Which lines hold the string "React"? Copy every one of them.
### Exercise material ###
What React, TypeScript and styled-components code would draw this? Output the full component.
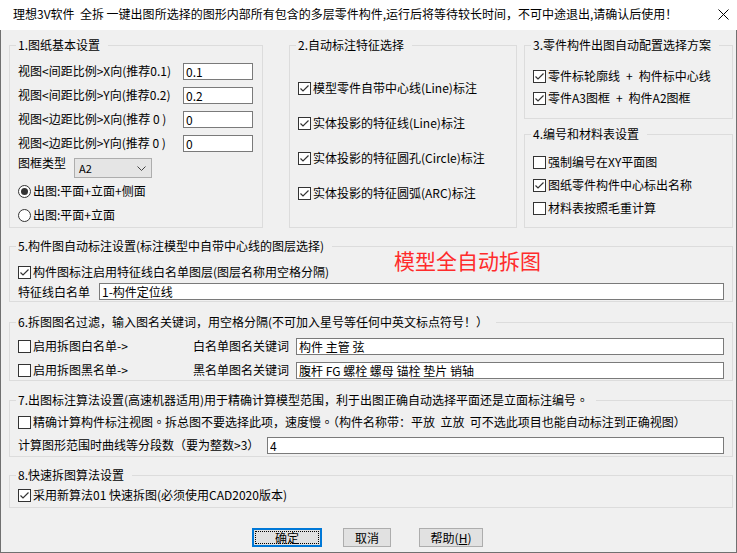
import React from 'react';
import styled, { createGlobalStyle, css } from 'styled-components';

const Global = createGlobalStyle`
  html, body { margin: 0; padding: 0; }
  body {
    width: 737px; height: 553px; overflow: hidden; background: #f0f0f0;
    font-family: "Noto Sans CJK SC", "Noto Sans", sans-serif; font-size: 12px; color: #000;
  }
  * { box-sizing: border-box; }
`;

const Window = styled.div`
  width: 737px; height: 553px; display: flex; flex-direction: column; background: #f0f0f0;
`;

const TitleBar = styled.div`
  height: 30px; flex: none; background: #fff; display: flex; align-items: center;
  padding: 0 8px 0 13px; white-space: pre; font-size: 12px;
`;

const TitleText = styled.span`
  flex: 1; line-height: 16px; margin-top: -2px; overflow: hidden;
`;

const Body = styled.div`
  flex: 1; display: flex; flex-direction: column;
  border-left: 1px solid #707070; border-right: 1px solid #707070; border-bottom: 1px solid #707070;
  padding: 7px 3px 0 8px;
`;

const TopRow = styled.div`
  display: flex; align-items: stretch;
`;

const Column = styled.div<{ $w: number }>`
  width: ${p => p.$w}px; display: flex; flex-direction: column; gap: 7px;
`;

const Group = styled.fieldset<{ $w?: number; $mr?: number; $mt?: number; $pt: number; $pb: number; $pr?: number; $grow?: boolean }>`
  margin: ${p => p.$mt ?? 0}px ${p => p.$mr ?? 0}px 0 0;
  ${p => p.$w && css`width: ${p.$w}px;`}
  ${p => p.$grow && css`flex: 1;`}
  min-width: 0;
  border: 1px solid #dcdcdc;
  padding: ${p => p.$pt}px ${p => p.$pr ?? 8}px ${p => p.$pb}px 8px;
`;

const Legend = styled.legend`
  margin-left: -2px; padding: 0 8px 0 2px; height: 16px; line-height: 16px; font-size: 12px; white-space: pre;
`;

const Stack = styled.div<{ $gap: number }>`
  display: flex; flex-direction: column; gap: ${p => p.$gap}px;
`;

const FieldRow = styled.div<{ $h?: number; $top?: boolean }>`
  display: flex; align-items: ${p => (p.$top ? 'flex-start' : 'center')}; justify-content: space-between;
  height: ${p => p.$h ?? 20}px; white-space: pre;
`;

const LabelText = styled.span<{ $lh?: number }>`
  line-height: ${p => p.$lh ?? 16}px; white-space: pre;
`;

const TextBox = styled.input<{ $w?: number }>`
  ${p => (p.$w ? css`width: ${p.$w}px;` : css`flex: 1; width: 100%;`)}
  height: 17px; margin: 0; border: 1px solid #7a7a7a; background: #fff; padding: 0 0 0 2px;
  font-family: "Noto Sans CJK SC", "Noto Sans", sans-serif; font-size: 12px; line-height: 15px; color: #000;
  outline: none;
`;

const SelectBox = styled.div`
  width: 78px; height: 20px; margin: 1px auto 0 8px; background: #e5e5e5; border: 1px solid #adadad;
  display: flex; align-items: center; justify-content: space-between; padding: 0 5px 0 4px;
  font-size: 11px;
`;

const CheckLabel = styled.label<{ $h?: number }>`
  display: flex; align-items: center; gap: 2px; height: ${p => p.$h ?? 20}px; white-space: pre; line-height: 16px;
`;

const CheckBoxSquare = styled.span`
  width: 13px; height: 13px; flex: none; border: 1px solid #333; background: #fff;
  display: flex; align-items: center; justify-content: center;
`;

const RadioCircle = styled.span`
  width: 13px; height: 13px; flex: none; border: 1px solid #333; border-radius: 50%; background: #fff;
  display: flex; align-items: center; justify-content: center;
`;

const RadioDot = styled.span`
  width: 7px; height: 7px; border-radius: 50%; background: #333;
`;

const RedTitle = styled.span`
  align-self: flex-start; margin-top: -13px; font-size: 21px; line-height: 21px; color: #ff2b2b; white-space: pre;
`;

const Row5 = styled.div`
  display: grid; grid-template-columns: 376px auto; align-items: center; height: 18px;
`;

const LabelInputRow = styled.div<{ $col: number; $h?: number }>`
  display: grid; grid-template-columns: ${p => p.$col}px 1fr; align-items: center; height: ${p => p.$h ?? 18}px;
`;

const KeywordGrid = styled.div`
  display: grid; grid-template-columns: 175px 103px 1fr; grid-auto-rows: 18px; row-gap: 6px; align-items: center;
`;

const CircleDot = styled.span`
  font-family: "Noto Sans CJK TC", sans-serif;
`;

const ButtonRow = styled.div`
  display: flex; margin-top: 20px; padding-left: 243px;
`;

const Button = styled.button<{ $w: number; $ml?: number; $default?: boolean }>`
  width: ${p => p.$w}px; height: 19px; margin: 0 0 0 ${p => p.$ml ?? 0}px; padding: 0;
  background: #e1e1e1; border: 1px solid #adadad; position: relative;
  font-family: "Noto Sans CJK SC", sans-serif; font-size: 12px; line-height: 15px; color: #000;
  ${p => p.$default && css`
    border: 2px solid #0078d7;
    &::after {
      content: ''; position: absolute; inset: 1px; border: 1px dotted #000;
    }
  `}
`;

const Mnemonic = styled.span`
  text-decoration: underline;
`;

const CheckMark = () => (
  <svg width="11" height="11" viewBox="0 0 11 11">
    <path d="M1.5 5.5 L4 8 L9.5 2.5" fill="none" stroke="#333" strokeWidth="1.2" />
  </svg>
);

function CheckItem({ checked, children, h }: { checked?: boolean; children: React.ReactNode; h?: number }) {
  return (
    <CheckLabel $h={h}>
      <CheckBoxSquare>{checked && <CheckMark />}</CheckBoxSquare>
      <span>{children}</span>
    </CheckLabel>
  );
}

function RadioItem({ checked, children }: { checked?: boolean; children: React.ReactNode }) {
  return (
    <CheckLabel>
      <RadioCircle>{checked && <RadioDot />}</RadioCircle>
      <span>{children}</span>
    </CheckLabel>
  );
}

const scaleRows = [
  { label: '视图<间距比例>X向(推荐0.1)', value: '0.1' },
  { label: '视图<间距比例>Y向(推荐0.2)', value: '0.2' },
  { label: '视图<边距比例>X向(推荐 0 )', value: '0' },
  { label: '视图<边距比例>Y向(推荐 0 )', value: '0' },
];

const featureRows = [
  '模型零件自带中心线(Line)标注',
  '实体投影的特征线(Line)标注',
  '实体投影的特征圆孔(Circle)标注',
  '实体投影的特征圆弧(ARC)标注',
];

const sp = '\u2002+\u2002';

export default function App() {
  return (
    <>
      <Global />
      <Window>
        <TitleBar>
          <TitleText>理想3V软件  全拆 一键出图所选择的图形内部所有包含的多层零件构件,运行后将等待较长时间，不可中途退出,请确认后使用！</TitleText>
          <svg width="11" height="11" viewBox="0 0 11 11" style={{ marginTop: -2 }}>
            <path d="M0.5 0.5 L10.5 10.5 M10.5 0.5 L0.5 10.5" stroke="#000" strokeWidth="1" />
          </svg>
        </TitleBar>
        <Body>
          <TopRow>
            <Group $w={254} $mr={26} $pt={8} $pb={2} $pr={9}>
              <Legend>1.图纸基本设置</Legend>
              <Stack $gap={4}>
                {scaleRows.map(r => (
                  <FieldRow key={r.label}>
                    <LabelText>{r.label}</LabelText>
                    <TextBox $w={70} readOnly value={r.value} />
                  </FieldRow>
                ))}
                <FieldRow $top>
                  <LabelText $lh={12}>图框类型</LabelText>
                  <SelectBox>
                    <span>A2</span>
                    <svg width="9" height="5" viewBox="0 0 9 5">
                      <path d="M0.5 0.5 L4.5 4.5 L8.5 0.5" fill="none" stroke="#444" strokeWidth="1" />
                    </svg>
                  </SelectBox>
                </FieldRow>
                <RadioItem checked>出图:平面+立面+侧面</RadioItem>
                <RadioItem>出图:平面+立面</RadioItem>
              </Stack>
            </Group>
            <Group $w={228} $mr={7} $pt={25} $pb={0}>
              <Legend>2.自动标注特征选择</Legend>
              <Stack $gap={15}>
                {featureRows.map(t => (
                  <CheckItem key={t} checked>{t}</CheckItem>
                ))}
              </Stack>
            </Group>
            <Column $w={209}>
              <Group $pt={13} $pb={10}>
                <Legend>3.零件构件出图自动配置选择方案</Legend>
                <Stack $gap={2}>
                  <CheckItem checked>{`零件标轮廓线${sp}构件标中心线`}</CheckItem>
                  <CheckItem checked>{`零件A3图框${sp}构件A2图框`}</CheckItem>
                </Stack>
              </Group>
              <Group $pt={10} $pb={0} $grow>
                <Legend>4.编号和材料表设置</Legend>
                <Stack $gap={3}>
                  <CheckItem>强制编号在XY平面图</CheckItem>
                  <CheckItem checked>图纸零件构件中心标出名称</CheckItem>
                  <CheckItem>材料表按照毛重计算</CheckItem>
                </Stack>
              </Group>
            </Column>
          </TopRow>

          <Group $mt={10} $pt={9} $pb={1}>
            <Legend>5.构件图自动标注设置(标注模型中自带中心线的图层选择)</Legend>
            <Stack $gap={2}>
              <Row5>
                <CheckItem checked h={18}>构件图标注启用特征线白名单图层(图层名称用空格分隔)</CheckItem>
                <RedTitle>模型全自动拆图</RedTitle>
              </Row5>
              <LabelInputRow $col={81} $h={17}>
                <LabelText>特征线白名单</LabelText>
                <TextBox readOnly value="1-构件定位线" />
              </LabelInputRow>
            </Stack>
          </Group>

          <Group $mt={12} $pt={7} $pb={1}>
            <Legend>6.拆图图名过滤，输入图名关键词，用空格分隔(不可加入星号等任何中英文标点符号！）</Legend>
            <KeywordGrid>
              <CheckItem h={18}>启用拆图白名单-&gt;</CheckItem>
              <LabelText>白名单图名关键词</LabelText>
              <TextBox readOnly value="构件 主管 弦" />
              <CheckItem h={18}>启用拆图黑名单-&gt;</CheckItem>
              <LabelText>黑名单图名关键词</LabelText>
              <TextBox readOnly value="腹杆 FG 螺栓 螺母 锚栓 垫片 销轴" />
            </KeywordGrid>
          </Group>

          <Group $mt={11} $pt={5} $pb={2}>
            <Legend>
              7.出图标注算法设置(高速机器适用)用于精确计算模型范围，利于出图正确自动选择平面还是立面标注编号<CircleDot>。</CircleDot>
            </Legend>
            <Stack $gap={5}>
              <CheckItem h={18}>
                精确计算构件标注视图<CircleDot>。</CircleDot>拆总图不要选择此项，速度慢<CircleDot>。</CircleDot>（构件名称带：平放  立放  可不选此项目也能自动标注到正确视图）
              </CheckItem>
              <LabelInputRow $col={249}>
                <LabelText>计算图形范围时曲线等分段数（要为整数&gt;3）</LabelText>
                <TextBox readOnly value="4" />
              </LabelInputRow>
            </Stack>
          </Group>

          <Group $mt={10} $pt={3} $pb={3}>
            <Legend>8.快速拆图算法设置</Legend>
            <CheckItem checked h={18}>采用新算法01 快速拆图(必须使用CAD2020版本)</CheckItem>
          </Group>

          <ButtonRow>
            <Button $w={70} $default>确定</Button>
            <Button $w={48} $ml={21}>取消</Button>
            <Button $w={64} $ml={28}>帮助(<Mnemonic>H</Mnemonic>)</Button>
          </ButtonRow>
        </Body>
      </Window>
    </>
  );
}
###
### Exercise material ###
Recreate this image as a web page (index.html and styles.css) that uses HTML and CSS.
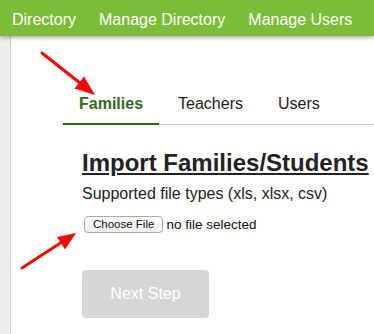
###
### Exercise material ###
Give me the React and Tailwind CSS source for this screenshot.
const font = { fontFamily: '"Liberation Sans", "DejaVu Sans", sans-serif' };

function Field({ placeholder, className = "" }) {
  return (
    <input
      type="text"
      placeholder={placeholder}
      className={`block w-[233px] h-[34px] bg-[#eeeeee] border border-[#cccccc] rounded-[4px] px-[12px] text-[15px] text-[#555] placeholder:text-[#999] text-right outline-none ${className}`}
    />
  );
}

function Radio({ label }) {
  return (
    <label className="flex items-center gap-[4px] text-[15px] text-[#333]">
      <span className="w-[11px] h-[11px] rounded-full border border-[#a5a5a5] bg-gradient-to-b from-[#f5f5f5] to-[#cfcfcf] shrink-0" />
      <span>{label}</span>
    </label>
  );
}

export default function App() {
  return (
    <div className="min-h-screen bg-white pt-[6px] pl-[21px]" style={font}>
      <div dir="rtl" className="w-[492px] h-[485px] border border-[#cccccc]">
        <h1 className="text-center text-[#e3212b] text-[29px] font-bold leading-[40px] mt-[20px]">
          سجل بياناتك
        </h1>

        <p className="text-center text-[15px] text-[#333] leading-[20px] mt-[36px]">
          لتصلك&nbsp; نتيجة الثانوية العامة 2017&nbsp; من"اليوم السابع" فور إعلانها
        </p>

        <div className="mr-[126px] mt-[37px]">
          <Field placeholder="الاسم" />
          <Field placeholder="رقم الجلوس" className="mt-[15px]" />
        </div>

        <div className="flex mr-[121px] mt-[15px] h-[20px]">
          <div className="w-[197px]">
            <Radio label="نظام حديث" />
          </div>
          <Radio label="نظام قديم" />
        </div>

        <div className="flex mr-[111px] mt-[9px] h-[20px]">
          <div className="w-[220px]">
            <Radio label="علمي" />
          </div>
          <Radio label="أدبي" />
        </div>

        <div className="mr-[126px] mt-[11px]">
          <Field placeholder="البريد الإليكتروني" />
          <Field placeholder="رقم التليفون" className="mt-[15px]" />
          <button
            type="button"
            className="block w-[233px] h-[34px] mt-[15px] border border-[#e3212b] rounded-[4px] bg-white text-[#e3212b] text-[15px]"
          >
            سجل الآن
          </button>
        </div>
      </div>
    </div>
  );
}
###
## The answer
What React, TypeScript and styled-components code would draw this? Output the full component.
import React from 'react';
function CheckItem({ checked, children, h }: { checked?: boolean; children: React.ReactNode; h?: number }) {
function RadioItem({ checked, children }: { checked?: boolean; children: React.ReactNode }) {
Give me the React and Tailwind CSS source for this screenshot.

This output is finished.